YOUR OBJECTIVE> Reproduce exactly the lines below, from the first one through the line containing "FaBuilding, FaSearch, FaCaretDown", and omit any pictures.

● ● ●

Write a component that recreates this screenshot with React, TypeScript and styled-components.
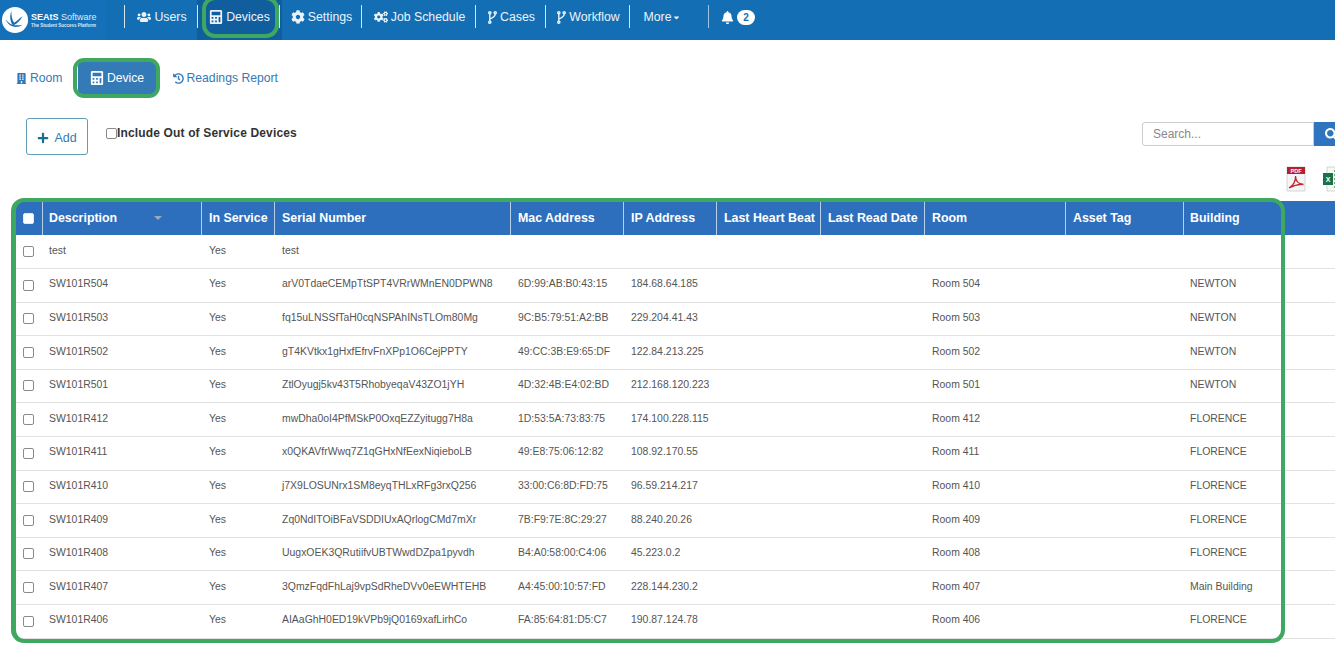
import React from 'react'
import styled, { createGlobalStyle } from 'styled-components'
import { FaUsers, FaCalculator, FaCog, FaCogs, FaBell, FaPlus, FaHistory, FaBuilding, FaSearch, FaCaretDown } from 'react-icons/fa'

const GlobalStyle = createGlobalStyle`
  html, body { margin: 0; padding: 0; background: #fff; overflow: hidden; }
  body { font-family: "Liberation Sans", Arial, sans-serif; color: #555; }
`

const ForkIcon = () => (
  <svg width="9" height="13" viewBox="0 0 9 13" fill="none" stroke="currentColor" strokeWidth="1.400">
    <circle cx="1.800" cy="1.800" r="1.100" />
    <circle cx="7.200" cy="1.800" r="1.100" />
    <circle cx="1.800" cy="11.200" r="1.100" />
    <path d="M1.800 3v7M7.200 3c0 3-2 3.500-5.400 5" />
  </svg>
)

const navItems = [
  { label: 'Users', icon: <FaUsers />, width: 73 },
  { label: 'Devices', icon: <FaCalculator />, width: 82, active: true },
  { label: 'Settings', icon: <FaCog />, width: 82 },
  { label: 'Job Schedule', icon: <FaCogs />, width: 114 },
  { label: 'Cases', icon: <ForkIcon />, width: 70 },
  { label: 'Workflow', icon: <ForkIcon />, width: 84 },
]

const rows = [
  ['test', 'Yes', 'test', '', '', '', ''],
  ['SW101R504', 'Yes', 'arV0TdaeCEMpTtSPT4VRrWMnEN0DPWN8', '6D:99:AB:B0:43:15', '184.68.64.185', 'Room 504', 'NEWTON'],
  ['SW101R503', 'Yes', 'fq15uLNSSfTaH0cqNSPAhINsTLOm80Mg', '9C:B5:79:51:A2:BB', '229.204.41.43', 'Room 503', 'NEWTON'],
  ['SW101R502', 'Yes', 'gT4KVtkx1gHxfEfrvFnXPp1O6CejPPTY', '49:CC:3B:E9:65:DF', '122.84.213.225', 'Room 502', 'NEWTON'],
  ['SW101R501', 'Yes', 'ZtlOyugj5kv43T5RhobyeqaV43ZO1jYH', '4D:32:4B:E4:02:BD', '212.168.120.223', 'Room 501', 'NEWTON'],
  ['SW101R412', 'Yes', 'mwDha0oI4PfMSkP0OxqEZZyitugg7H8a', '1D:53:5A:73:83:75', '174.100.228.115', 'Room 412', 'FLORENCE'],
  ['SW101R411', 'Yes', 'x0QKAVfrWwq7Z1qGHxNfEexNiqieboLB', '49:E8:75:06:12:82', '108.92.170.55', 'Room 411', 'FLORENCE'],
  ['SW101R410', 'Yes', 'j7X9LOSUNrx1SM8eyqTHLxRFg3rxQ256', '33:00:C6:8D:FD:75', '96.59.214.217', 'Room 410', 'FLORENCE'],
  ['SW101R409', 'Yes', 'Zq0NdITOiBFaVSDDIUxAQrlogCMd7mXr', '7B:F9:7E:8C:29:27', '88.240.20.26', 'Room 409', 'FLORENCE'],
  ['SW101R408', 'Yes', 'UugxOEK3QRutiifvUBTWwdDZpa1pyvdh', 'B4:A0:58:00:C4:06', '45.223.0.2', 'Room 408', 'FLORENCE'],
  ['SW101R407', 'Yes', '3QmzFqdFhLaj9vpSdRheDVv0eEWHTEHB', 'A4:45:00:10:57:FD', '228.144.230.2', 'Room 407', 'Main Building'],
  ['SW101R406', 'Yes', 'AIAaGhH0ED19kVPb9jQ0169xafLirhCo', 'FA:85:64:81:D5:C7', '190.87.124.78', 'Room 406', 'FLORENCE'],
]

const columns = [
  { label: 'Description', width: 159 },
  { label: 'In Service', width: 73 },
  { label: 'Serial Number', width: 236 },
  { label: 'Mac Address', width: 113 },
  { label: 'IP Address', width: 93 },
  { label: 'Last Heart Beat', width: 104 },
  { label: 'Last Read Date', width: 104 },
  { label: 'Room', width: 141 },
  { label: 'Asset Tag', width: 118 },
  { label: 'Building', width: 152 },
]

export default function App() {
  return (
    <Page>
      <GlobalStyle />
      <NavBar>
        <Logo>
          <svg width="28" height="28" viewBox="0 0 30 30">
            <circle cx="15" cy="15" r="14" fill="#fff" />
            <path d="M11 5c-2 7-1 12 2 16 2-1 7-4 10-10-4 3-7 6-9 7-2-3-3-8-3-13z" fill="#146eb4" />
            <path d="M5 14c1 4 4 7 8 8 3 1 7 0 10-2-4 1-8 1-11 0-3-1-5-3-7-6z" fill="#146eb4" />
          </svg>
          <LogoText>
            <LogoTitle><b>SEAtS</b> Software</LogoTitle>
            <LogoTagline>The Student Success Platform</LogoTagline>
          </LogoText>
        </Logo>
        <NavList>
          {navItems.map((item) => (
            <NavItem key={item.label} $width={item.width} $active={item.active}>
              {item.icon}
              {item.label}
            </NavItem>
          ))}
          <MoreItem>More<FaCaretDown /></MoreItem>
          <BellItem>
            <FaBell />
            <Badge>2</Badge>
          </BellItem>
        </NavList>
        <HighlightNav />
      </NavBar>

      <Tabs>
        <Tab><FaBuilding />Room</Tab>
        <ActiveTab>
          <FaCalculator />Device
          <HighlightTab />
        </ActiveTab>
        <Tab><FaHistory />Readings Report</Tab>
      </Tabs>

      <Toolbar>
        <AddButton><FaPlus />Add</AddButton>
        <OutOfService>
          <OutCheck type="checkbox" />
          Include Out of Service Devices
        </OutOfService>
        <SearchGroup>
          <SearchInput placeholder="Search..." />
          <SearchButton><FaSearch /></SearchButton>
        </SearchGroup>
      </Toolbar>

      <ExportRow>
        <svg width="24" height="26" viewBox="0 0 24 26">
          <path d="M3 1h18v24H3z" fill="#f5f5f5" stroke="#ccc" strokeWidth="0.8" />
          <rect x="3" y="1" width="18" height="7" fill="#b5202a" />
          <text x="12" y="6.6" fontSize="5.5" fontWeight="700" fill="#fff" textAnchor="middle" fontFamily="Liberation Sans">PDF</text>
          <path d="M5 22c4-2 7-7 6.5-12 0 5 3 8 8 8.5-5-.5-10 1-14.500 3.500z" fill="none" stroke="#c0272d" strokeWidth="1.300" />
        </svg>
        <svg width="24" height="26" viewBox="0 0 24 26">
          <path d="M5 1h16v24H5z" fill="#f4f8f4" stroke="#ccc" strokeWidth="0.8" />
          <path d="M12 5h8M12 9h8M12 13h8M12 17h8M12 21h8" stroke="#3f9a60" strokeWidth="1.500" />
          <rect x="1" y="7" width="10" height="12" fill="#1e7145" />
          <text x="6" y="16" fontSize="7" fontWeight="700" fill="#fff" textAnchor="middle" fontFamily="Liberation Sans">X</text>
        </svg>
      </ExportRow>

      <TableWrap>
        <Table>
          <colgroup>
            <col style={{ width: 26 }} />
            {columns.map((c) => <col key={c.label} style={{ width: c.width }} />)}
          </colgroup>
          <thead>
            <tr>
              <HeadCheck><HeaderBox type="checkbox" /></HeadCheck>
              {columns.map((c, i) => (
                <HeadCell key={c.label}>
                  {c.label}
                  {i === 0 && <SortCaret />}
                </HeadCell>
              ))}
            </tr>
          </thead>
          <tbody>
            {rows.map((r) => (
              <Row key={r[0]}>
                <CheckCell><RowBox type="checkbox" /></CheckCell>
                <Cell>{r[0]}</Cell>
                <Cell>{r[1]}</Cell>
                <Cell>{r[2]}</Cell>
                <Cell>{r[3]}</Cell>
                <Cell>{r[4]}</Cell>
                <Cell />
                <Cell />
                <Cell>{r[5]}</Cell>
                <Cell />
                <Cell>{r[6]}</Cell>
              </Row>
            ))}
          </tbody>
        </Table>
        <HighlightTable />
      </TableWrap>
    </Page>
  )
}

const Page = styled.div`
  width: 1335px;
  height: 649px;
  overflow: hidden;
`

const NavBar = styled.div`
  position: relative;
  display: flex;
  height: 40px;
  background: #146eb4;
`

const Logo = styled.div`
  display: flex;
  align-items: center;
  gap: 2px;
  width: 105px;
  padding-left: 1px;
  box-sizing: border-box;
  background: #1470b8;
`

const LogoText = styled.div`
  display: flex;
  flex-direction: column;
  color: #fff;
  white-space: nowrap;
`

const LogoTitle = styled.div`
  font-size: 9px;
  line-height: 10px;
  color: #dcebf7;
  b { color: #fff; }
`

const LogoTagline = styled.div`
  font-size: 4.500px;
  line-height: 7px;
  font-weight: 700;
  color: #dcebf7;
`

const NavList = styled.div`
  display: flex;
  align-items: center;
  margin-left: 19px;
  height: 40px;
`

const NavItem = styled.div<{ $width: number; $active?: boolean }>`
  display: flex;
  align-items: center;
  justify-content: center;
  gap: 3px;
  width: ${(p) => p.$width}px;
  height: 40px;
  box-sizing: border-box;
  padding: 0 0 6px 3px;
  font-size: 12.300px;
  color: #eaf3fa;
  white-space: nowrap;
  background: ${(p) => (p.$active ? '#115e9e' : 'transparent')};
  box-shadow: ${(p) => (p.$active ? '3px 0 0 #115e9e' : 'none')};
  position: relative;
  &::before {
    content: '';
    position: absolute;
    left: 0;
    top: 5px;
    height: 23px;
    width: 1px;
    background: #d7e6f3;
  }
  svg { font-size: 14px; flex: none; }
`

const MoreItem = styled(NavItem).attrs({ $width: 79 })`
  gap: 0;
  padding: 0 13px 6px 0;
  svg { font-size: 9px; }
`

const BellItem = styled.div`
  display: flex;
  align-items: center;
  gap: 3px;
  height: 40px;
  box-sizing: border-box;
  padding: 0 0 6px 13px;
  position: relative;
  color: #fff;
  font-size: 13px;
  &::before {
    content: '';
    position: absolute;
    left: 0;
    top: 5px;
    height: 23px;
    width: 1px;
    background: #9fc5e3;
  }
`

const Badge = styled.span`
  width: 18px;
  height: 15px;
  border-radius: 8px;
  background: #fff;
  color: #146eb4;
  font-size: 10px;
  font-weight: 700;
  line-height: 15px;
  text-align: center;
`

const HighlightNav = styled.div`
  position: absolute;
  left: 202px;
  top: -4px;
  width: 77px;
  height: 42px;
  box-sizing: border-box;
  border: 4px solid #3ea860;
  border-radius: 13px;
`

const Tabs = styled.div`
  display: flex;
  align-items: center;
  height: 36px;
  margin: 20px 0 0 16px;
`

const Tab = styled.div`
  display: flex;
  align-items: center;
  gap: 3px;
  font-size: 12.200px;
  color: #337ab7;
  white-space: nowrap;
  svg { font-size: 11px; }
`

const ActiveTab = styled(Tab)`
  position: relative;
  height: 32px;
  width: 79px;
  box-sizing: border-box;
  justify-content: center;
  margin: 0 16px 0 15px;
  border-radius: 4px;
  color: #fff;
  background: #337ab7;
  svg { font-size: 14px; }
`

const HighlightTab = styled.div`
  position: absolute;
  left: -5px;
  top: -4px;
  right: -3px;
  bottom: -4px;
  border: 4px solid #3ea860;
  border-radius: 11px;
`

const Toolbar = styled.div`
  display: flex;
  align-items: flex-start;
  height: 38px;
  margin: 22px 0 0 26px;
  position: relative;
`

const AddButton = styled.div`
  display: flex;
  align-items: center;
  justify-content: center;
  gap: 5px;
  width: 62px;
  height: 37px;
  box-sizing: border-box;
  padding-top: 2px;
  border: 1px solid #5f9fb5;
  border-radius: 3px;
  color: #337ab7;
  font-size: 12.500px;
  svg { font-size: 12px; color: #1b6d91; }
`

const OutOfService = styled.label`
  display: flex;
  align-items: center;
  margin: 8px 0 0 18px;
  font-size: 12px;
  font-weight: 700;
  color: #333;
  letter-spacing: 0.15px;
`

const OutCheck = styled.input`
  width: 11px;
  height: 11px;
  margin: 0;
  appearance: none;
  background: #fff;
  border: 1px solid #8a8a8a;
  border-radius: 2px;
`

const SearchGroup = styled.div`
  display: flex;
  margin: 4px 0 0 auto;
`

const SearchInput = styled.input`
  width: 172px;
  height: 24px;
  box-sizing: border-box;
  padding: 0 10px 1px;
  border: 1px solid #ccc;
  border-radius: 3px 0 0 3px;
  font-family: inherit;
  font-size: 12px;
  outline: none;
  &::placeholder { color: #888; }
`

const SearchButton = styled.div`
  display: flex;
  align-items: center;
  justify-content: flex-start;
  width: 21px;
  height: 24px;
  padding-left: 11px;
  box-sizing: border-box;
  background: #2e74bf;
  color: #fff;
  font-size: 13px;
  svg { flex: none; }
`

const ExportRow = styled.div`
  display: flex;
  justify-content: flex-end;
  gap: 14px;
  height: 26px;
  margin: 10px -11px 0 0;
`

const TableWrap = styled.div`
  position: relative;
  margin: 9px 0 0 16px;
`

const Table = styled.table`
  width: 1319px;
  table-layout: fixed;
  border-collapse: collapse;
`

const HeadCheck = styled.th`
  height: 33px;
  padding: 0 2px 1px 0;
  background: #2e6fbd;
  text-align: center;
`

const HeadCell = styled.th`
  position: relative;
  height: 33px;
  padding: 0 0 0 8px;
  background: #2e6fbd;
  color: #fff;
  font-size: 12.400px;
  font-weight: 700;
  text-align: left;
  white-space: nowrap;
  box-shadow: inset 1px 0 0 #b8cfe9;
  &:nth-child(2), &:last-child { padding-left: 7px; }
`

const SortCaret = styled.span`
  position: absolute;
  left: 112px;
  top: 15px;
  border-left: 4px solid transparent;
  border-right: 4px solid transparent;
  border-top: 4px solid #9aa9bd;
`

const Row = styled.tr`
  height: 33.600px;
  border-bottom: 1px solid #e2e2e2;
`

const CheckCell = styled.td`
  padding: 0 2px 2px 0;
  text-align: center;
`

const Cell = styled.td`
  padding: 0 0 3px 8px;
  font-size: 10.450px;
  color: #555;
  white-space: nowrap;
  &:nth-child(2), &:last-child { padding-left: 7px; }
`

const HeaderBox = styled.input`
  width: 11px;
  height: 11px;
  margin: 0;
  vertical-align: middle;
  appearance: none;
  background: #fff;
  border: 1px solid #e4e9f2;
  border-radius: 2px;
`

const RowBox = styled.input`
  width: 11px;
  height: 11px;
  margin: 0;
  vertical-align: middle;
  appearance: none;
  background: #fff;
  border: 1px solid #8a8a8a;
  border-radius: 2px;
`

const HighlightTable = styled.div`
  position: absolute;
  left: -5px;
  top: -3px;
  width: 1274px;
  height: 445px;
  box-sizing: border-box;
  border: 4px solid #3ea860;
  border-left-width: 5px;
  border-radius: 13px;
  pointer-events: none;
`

● ● ●

SOLVED PROBLEM>
Write a component that recreates this screenshot with React, TypeScript and styled-components.
import React from 'react'
import styled, { createGlobalStyle } from 'styled-components'
import { FaUsers, FaCalculator, FaCog, FaCogs, FaBell, FaPlus, FaHistory, FaBuilding, FaSearch, FaCaretDown } from 'react-icons/fa'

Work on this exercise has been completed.